▸ **Written request**: Go through the listing and pick out each line with the word "styles" in it.

▸ **Given material**:
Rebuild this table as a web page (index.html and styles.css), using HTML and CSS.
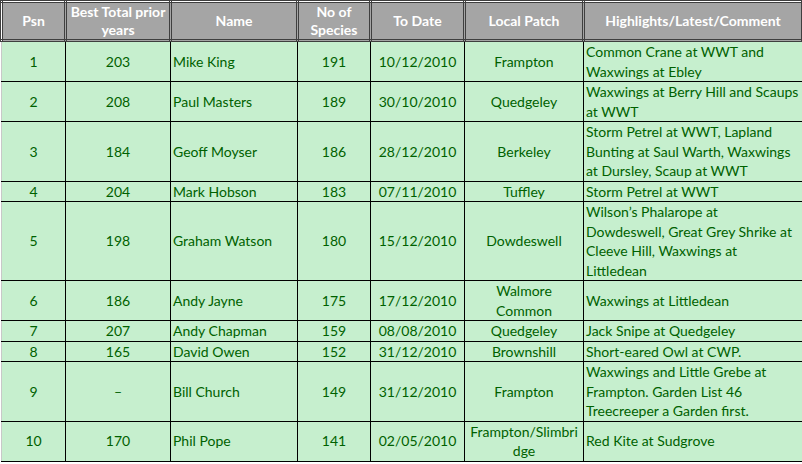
FILE: index.html
```html
<!DOCTYPE html>
<html>
<head>
<meta charset="utf-8">
<link rel="stylesheet" href="styles.css">
</head>
<body>
<table class="league">
  <colgroup>
    <col class="c-psn"><col class="c-best"><col class="c-name"><col class="c-no"><col class="c-date"><col class="c-patch"><col class="c-hl">
  </colgroup>
  <thead>
    <tr>
      <th>Psn</th>
      <th>Best Total prior<br>years</th>
      <th>Name</th>
      <th>No of<br>Species</th>
      <th>To Date</th>
      <th>Local Patch</th>
      <th>Highlights/Latest/Comment</th>
    </tr>
  </thead>
  <tbody>
    <tr>
      <td class="ctr">1</td><td class="ctr">203</td><td>Mike King</td><td class="ctr">191</td><td class="ctr">10/12/2010</td><td class="ctr">Frampton</td><td>Common Crane at WWT and<br>Waxwings at Ebley</td>
    </tr>
    <tr>
      <td class="ctr">2</td><td class="ctr">208</td><td>Paul Masters</td><td class="ctr">189</td><td class="ctr">30/10/2010</td><td class="ctr">Quedgeley</td><td>Waxwings at Berry Hill and Scaups<br>at WWT</td>
    </tr>
    <tr>
      <td class="ctr">3</td><td class="ctr">184</td><td>Geoff Moyser</td><td class="ctr">186</td><td class="ctr">28/12/2010</td><td class="ctr">Berkeley</td><td>Storm Petrel at WWT, Lapland<br>Bunting at Saul Warth, Waxwings<br>at Dursley, Scaup at WWT</td>
    </tr>
    <tr>
      <td class="ctr">4</td><td class="ctr">204</td><td>Mark Hobson</td><td class="ctr">183</td><td class="ctr">07/11/2010</td><td class="ctr">Tuffley</td><td>Storm Petrel at WWT</td>
    </tr>
    <tr>
      <td class="ctr">5</td><td class="ctr">198</td><td>Graham Watson</td><td class="ctr">180</td><td class="ctr">15/12/2010</td><td class="ctr">Dowdeswell</td><td>Wilson’s Phalarope at<br>Dowdeswell, Great Grey Shrike at<br>Cleeve Hill, Waxwings at<br>Littledean</td>
    </tr>
    <tr>
      <td class="ctr">6</td><td class="ctr">186</td><td>Andy Jayne</td><td class="ctr">175</td><td class="ctr">17/12/2010</td><td class="ctr">Walmore<br>Common</td><td>Waxwings at Littledean</td>
    </tr>
    <tr>
      <td class="ctr">7</td><td class="ctr">207</td><td>Andy Chapman</td><td class="ctr">159</td><td class="ctr">08/08/2010</td><td class="ctr">Quedgeley</td><td>Jack Snipe at Quedgeley</td>
    </tr>
    <tr>
      <td class="ctr">8</td><td class="ctr">165</td><td>David Owen</td><td class="ctr">152</td><td class="ctr">31/12/2010</td><td class="ctr">Brownshill</td><td>Short-eared Owl at CWP.</td>
    </tr>
    <tr>
      <td class="ctr">9</td><td class="ctr">–</td><td>Bill Church</td><td class="ctr">149</td><td class="ctr">31/12/2010</td><td class="ctr">Frampton</td><td>Waxwings and Little Grebe at<br>Frampton. Garden List 46<br>Treecreeper a Garden first.</td>
    </tr>
    <tr>
      <td class="ctr">10</td><td class="ctr">170</td><td>Phil Pope</td><td class="ctr">141</td><td class="ctr">02/05/2010</td><td class="ctr">Frampton/Slimbri<br>dge</td><td>Red Kite at Sudgrove</td>
    </tr>
  </tbody>
</table>
</body>
</html>
```

FILE: styles.css
```css
html, body {
  margin: 0;
  padding: 0;
  background: #ffffff;
}

.league {
  border-collapse: collapse;
  table-layout: fixed;
  width: 801px;
  font-family: Lato, "Open Sans", "Liberation Sans", sans-serif;
  font-size: 14px;
}

.c-psn { width: 64px; }
.c-best { width: 105px; }
.c-name { width: 127px; }
.c-no { width: 73px; }
.c-date { width: 94px; }
.c-patch { width: 119px; }
.c-hl { width: 219px; }

.league th {
  background: #a5a5a5;
  color: #ffffff;
  font-weight: bold;
  border: 3px double #3f3f3f;
  height: 36px;
  line-height: 18px;
  padding: 0 2px;
  text-align: center;
  vertical-align: middle;
  white-space: nowrap;
}

.league td {
  background: #c6efce;
  color: #006100;
  border: 1px solid #000000;
  line-height: 19.5px;
  padding: 0 2px;
  vertical-align: middle;
  white-space: nowrap;
  overflow: hidden;
}

.league td:first-child {
  border-left-color: #c8c8c8;
}

.league td.ctr {
  text-align: center;
  padding: 0 1px;
}
```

▸ **Response**:
Rebuild this table as a web page (index.html and styles.css), using HTML and CSS.
<link rel="stylesheet" href="styles.css">
FILE: styles.css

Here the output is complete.